Como resultado de aquella acción, Tàpies acabó en prisión. En ese momento, se entregó a redactar una autobiografía, que no vio la luz hasta 1977, Memoria personal, donde dejó descifrada la genealogía de encuentros y desencuentros, de hallazgos, de vivencias, de enfermedad primera, de hallazgo y trabajo con modales de tibetano entregado a la alquimia de sus propias ideas. Otros trabajos de carácter ensayístico como La práctica del arte, El arte contra la estética, Valor del arte y El arte y sus lugares sirven para arrojar algo de luz a ese complejo territorio de aristas, pliegues, esferas, ceremonias palpitantes que encierra su trabajo. La lección múltiple de su forma de decir.

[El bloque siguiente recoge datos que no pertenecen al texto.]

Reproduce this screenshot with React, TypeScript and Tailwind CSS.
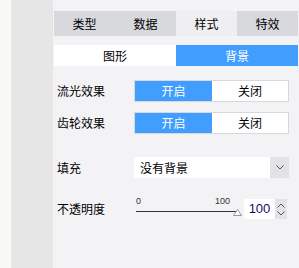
import { useState } from 'react';

const tabs = ['类型', '数据', '样式', '特效'];

function Toggle({ on }: { on: boolean }) {
  return (
    <div className="flex h-[22px] w-[155px] border border-[#d9d9dc] bg-white text-[12px]">
      <div className={`flex w-[77px] items-center justify-center ${on ? 'bg-[#419efe] text-white' : 'text-black'}`}>开启</div>
      <div className={`flex flex-1 items-center justify-center ${!on ? 'bg-[#419efe] text-white' : 'text-black'}`}>关闭</div>
    </div>
  );
}

export default function App() {
  const [tab] = useState(2);

  return (
    <div
      className="flex h-[268px] w-[299px] overflow-hidden text-[12px] text-black"
      style={{ fontFamily: '"Noto Sans CJK SC", "Liberation Sans", sans-serif' }}
    >
      <div className="w-[12px] border-r border-[#ece9d8] bg-[#f8f8f6]" />
      <div className="w-[41px] bg-[#e6e6e6]" />
      <div className="flex-1 bg-[#f3f3f5] pl-[1px] pt-[11px]">
        {/* tabs */}
        <div className="flex h-[25px] w-[244px]">
          {tabs.map((t, i) => (
            <div
              key={t}
              className={`flex w-[61px] items-center justify-center ${i === tab ? 'bg-[#efeff1]' : 'bg-[#d8d9dd]'}`}
            >
              {t}
            </div>
          ))}
        </div>

        {/* sub tabs */}
        <div className="mt-[9px] flex h-[21px] w-[244px]">
          <div className="flex w-[122px] items-center justify-center bg-white">图形</div>
          <div className="flex w-[122px] items-center justify-center bg-[#419efe] text-white">背景</div>
        </div>

        <div className="mt-[14px] flex items-center">
          <div className="w-[80px] pl-[3px]">流光效果</div>
          <Toggle on />
        </div>

        <div className="mt-[10px] flex items-center">
          <div className="w-[80px] pl-[3px]">齿轮效果</div>
          <Toggle on />
        </div>

        <div className="mt-[23px] flex items-center">
          <div className="w-[80px] pl-[3px]">填充</div>
          <div className="flex h-[21px] w-[155px] bg-white">
            <div className="flex flex-1 items-center pl-[6px]">没有背景</div>
            <div className="flex w-[19px] items-center justify-center bg-[#e3e3e6]">
              <svg width="8" height="5" viewBox="0 0 8 5" fill="none" stroke="#555" strokeWidth="1">
                <path d="M0.5 0.5 L4 4 L7.5 0.5" />
              </svg>
            </div>
          </div>
        </div>

        <div className="mt-[21px] flex items-center">
          <div className="w-[80px] pl-[3px]">不透明度</div>
          <div className="relative h-[20px] w-[110px]">
            <span
              className="absolute left-[2px] top-[-4px] text-[9px] text-[#333]"
              style={{ fontFamily: '"Liberation Sans", sans-serif' }}
            >
              0
            </span>
            <span
              className="absolute left-[81px] top-[-4px] text-[9px] text-[#333]"
              style={{ fontFamily: '"Liberation Sans", sans-serif' }}
            >
              100
            </span>
            <div className="absolute left-[2px] top-[12px] h-[1px] w-[100px] bg-[#333]" />
            <svg className="absolute left-[99px] top-[10px]" width="9" height="7" viewBox="0 0 9 7" fill="white" stroke="#999">
              <path d="M4.5 0.5 L8.5 6.5 L0.5 6.5 Z" />
            </svg>
          </div>
          <div className="flex h-[20px] w-[43px]">
            <div
              className="flex w-[31px] items-center justify-center bg-white text-[13px] text-[#10106a]"
              style={{ fontFamily: '"Liberation Sans", sans-serif' }}
            >
              100
            </div>
            <div className="flex flex-1 flex-col items-center justify-center gap-[3px] bg-[#e3e3e6]">
              <svg width="8" height="5" viewBox="0 0 8 5" fill="none" stroke="#555">
                <path d="M0.5 4.5 L4 1 L7.5 4.5" />
              </svg>
              <svg width="8" height="5" viewBox="0 0 8 5" fill="none" stroke="#555">
                <path d="M0.5 0.5 L4 4 L7.5 0.5" />
              </svg>
            </div>
          </div>
        </div>
      </div>
    </div>
  );
}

Por lo demás, en el tablero de juego creativo, Tàpies perteneció a la cofradía inconforme de Dua al Set, donde formó grupo con el poeta Joan Brossa, el filósofo Arnau Puig y los pintores Joan Ponç, Modest Cuixart y Joan-Josep Tharrats, bajo el andamiaje teórico de Juan Eduardo Cirlot. Igualmente, en la década de los cincuenta, marchó a París con una beca del Instituto Francés para conocer a los viejos de la tribu. Allí visitó a Picasso y a Miró, con quienes entabló una trabada amistad mientras la modernidad le iba revelando al oído algunos de sus secretos. Abrió su primera exposición en 1950 en las Galeries Laietanes de Barcelona, pero ya en 1953 debutó en Madrid (Galerías Biosca) y en Nueva York, en la galería de Martha Jackson, con la que permaneció en contacto y que contribuyó a la difusión de su obra en Estados Unidos.
Las décadas de los sesenta y setenta fueron los grandes años de Tàpies en la adquisición de una reputación internacional. Las exhibiciones se sucedían en Europa y Norteamérica, con hitos como sus primeras retrospectivas en el Museo Guggenheim de Nueva York (1962) o en la Kunsthaus de Zúrich (también en 1962). A lo largo de ese período, su obra no tardó en exceder el ámbito de la pintura y dio lugar a creaciones escultóricas mientras continuaba con su intensa dedicación a la obra gráfica en todas sus modalidades (litografía, aguafuerte), la cual constituye uno de los mayores apartados de su voluminosa producción.
Tàpies recibió en vida todos los honores con que se puede homenajear a un artista, incluyendo el Premio Príncipe de Asturias de las Artes (1990) y el Premio Velázquez (2003), galardón que se le otorgó “por su extraordinaria trayectoria artística, de resonancia nacional e internacional, y porque constituye uno de los valores más firmes del arte contemporáneo”. Entre sus exposiciones hay cabida para una retrospectiva en la Galerie Nationale Jeu du Paume de París (1994), otra en el Guggenheim de Nueva York (1995) y dos en el Museo Reina Sofía de Madrid (1990 y 2000), donde retornará en las próximas semanas en una de las citas más relevantes del centenario
Al final de sus días, Tàpies, una vez que abandonó los balbuceos de quien busca su lugar, escogió quedarse bajo los cuidados de Teresa, su mujer/talismán, en la casa taller que el arquitecto José Antonio Coderch le diseñó en el barrio barcelonés del Farró, un espacio aparentemente estático para investigar las posibilidades de la pintura desplegada en una sola línea, de la partitura que también podía ser el itinerario de un cuadro, de la papiroflexia de formas inexploradas, siempre nuevas. Sin fondo, sin final: “Dudar es el camino más próximo al acierto”, apuntó. No hace tanto. Casi a la vuelta de cien años.